The man on the ground was having a seizure. His lips were turning blue. We got his head back, and his airway cleared. He lay there for a couple minutes, head in mom’s lap, recovering his breath and getting back to consciousness, and on her face, the most blissful look. Her call had come.
She made it though nursing school and had a two-decade career as a licensed Practical Nurse in several nursing homes. Her longest stint was at Hoosier Village on the south side of Indy. Her mother and sister ended up as patients there, and Jackie cared for them along with other beloved patients such as Orpah Pangborne and the one they called “Ducky” because of how she walked.
Jackie and Rich bought a house on the west side of Indianapolis, and remained there for nearly thirty years. Kids and grandkids celebrated many birthdays, Christmases, and holidays there.
When she was about 50, constant pain forced her to have a knee replacement, and it was tough. Excruciating, even. She rehabilitated in spite of the difficulty, thanks in large part to Dad, who resolutely was kind, compassionate, encouraging, and implacable: the exercises have got to be done. It was just about the best they ever worked together.
Finally, after years, her other knee needed replacing. It was easy to become more sedentary; the chair was comfy and there were Westerns on TV. Jackie and Rich had a nice easy retired existence, and they were content.
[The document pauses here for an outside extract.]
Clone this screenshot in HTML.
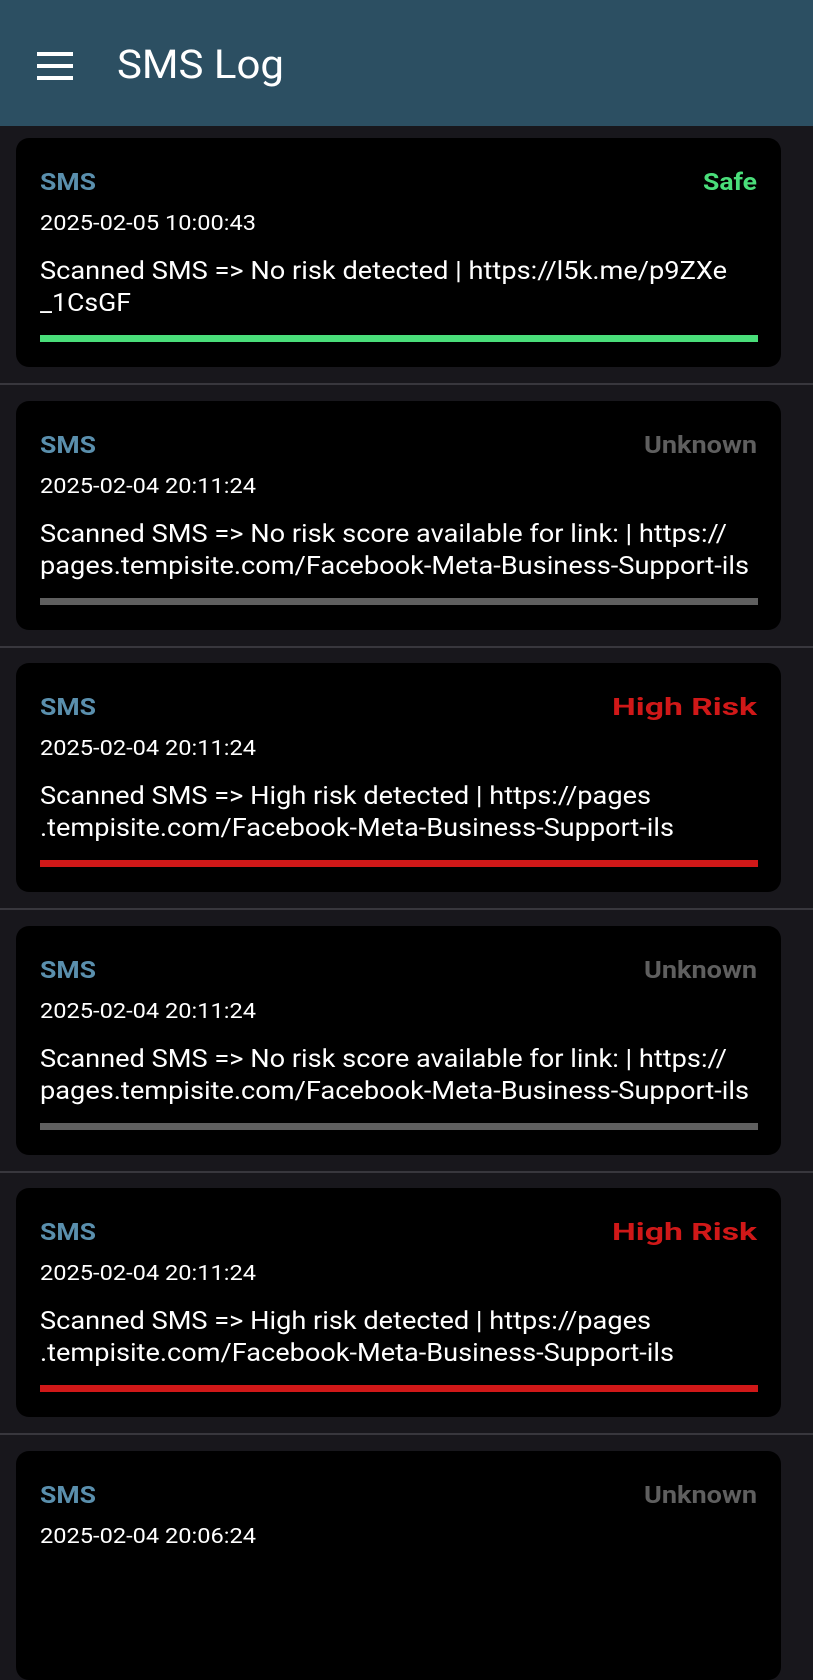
<!DOCTYPE html>
<html><head><meta charset="utf-8"><style>
*{margin:0;padding:0;box-sizing:border-box}
body{width:813px;height:1600px;overflow:hidden;background:#18171c;font-family:"Roboto","Liberation Sans",sans-serif;position:relative}
.hdr{position:absolute;left:0;top:0;width:813px;height:126px;background:#2c4f62}
.hb{position:absolute;left:37px;width:36px;height:4px;background:#fff}
.t{position:absolute;white-space:nowrap;transform-origin:0 0;line-height:1}
.card{position:absolute;left:16px;width:765px;height:229px;background:#000;border-radius:13px}
.sep{position:absolute;left:0;width:813px;height:2px;background:#38373d}
.bar{position:absolute;left:24px;width:718px;height:7px}
</style></head><body>
<div class="hdr">
<div class="hb" style="top:52px"></div><div class="hb" style="top:64px"></div><div class="hb" style="top:76px"></div>
<div class="t" style="left:117px;top:45px;font-size:40px;color:#fff;--w:167">SMS Log</div>
</div>
<div id="list"></div>
<script>
var cards=[
["Safe","#4ade7a",["Scanned SMS => No risk detected | https://l5k.me/p9ZXe","_1CsGF"],[687,91],"2025-02-05 10:00:43",54],
["Unknown","#5f5f5f",["Scanned SMS => No risk score available for link: | https://","pages.tempisite.com/Facebook-Meta-Business-Support-ils"],[687,709],"2025-02-04 20:11:24",113],
["High Risk","#d01818",["Scanned SMS => High risk detected | https://pages",".tempisite.com/Facebook-Meta-Business-Support-ils"],[611,634],"2025-02-04 20:11:24",145],
["Unknown","#5f5f5f",["Scanned SMS => No risk score available for link: | https://","pages.tempisite.com/Facebook-Meta-Business-Support-ils"],[687,709],"2025-02-04 20:11:24",113],
["High Risk","#d01818",["Scanned SMS => High risk detected | https://pages",".tempisite.com/Facebook-Meta-Business-Support-ils"],[611,634],"2025-02-04 20:11:24",145],
["Unknown","#5f5f5f",["",""],[0,0],"2025-02-04 20:06:24",113]
];
var h="";
cards.forEach(function(c,i){
 var top=Math.round(138+i*262.6);
 h+='<div class="card" style="top:'+top+'px">';
 h+='<div class="t" style="left:24px;top:32px;font-size:24px;font-weight:bold;color:#5a8fad;--w:56">SMS</div>';
 h+='<div class="t" style="left:'+(741-c[5])+'px;top:32px;font-size:24px;font-weight:bold;color:'+c[1]+';--w:'+c[5]+'">'+c[0]+'</div>';
 h+='<div class="t" style="left:24px;top:76px;font-size:21px;color:#fff;--w:216">'+c[4]+'</div>';
 if(c[2][0]){
 h+='<div class="t" style="left:24px;top:121px;font-size:25px;color:#fff;--w:'+c[3][0]+'">'+c[2][0]+'</div>';
 h+='<div class="t" style="left:24px;top:153px;font-size:25px;color:#fff;--w:'+c[3][1]+'">'+c[2][1]+'</div>';
 h+='<div class="bar" style="top:197px;background:'+c[1]+'"></div>';}
 h+='</div>';
 if(i<5)h+='<div class="sep" style="top:'+Math.round(383+i*262.6)+'px"></div>';
});
document.getElementById('list').innerHTML=h;
document.querySelectorAll('.t').forEach(function(e){
 var w=parseFloat(getComputedStyle(e).getPropertyValue('--w'));
 if(w){var r=e.getBoundingClientRect().width;if(r)e.style.transform='scaleX('+(w/r)+')';}
});
</script>
</body></html>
But Rich’s heart gave him increasing problems, and he went in for a routine bypass. He didn’t come out again.
Mom’s final years were the first time in her life when she got to be the decider, to say how things would be and would not be. She missed Dad, undoubtedly, but she sure enjoyed being the decision-maker! She fell and broke her hip, and that hospital visit revealed the cancer that had invaded her breast. She underwent chemo treatments for several years, and tolerated them well for the most part. She never tired of regaling her nursing staff with tales of her own nursing days. “Nurses make the worst patients”, she would tell them, by way of warning them that she intended to be difficult. (She never really was all that difficult) The nurses never let on if they’d heard all the stories five times already. (they had)
She liked what she liked, and was unconcerned if people didn’t understand how anyone can watch the same thing, read the same thing, listen to the same thing time after time after time. She would just smile and put “Hamilton” on repeat once again.
Her last year of life, she was in an assisted living place on Allisonville Road. It is a pleasant place, and she liked it there, always praising the staff and facility. She had everything she needed: a cute little studio apartment, good food, and nice people looking in on her and making sure she got it. When they checked in on her, as they frequently do, they would typically find her in her comfy chair, heat turned up, an old western blaring on the TV.
Sometimes they might catch her watching Hopalong Cassidy!